Risk Grid Computing in Banking Overview
In corporate finance and investment banking, one of the most important jobs is analyzing risk.
To provide a comprehensive picture of the risk associated with an investment portfolio, financial risk analysts review research, monitor economic and social conditions, stay abreast of regulations, and create computer models of the investment climate.
Risk analysis across the many vectors that affect a portfolio is sufficiently complex that computer modeling is required. Most analysts spend quite a bit of time working with computer models to simulate and predict how financial conditions will change. When evaluating investment risks (Market Risk, Credit Risk and Operational Risk), the computational load of processing the predicative models can be quite large due to the volume of and diversity data.
Cloud computing offers significant benefits for risk grid computing or risk modeling because it enables analysts to access massive compute resources on demand, without incurring capital costs or managing infrastructure.
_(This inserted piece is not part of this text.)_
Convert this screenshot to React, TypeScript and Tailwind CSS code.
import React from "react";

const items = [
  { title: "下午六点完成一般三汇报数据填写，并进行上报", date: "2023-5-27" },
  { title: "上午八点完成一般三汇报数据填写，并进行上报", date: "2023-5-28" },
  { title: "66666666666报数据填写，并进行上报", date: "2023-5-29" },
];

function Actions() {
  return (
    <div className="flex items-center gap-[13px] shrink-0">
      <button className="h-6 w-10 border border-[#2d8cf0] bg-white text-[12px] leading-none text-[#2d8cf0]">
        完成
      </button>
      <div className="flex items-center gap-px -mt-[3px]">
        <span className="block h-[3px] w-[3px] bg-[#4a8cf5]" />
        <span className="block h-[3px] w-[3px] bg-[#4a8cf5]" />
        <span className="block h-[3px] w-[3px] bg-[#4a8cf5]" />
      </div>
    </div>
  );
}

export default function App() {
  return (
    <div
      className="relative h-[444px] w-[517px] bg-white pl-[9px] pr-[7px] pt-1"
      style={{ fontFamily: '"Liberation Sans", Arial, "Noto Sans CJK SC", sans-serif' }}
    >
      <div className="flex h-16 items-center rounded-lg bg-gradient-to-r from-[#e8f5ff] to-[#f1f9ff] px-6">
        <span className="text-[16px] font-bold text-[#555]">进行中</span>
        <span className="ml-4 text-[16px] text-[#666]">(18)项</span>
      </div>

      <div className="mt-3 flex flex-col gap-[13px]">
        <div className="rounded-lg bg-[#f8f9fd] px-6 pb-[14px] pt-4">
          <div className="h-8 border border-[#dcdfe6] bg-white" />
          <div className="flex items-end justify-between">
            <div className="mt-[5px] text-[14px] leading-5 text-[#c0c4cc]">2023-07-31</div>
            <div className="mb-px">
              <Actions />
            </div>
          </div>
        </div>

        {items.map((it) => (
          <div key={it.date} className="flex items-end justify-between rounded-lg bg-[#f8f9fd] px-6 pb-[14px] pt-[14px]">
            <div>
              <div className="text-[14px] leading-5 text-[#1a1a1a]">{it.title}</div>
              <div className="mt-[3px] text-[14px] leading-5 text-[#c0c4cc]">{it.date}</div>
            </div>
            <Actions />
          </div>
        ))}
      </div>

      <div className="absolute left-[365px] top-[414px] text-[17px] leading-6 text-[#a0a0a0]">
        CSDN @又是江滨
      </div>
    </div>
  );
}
This article examines leveraging Microsoft Azure to augment current risk grid compute resources and optimize the cost and speed of risk grid computing workloads. Topics covered include secure and reliable connectivity, batch processing, and augmenting compute resources based on demand when on-premises servers are at capacity.
Grid computing services
Analysts need a simple and reliable way to provide their models to a batch processing pipeline, which starts with data ingestion and flows through data processing to analysis, where insights can be derived from the resulting data.
Risk model input data comes in several forms, the most common being Excel files or .csv files. These files are often restructured into formats more suitable for processing the risk model in later stages of the risk compute pipeline. A common technique for parsing and processing these files is batch processing with a grid of virtual machines (VMs?WT.mc_id=gridbank-docs-dastarr) working together to reach a common goal.
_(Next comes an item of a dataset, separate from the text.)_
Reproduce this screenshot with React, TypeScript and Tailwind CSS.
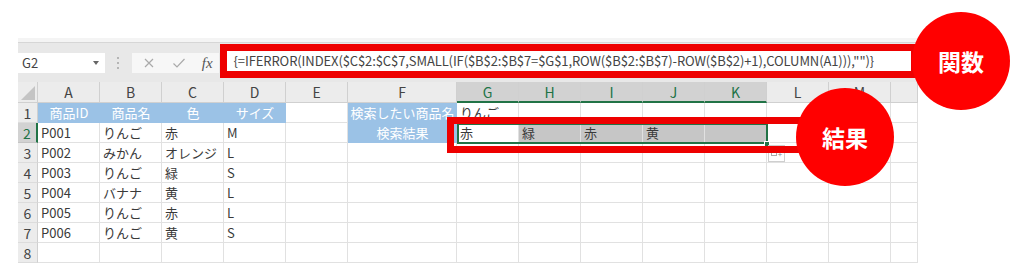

Azure Batch is an Azure service which allows multiple worker VMs to run in parallel, as shown below. Processing data files and submitting results to machine learning systems or data stores are common tasks for the worker nodes. The application code run by the worker nodes is created by the customer, so almost any action may be taken in the batch job.
Azure provides an elegant solution for risk grid computing using Azure Batch. Customers can use Azure Batch to extend their existing risk computing grid, or to replace on-premises resources with a completely cloud-based solution.
Connecting directly and securely to the Azure cloud is fully supported. The Batch risk processing grid worker nodes can access modeling data when connecting to data stored on-premises when connecting to Azure with a hybrid network. The customer can also upload data to appropriate storage within Azure, allowing Batch to have direct access to the data.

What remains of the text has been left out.